Good question, Andy, about the neuroscience. I don’t recall that aspect coming up, though I may be forgetting something. Luhrmann does note that people who hear from God are more likely to have stronger imaginations (according to psychological scales that measure imaginative ability). In Luhrmann’s spiritual disciplines experience, subjects who practiced kataphatic prayer (in which participants visualized scripture, similar to Ignatian exercises) increased their overall imaginative ability. Imaginative ability and the tendency to hear from God were also correlated with high scores on a scale that was originally designed to measure hypnotic susceptibility, though Luhrmann notes that the scale is now regarded as more complex than that.
Regarding the mechanism or process, you’re absolutely right, and I think Luhrmann touches on that idea – that, just because there is a physical or neurological process doesn’t “explain away” the phenomenon. On an MRI, our brain lights up in certain ways when we listen to music or look at a tree, but that doesn’t “explain” either music or trees.
It’s remarkable how, the further we progress in science, the deeper we go into philosophy. The question of whether our perceptions map to reality was a central issue in my “Modern Philosophy” course I took as an undergrad – “modern” meaning Descartes, Leibniz, Berkeley, Kant, et al., who all lived and died long before neuroscience existed.
Thanks for the follow-up, Michael. You’re right to note that oftentimes when science arrives on new shores, it discovers territory that has been inhabited by philosophers for decades or centuries.

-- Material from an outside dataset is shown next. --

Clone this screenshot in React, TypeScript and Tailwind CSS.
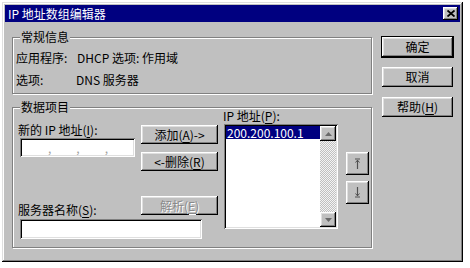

And things do get especially tricky when trying to study the brain and the mind, with so many different overlapping disciplines and levels of inquiry (not to mention the fun of puzzling out how something can study itself). I wasn’t even certain that neuroscience was the right term for what I was describing. Personally, I think if you’re not even sure what to call an area of study, it probably means it’s a fruitful one with lots of unanswered questions to explore.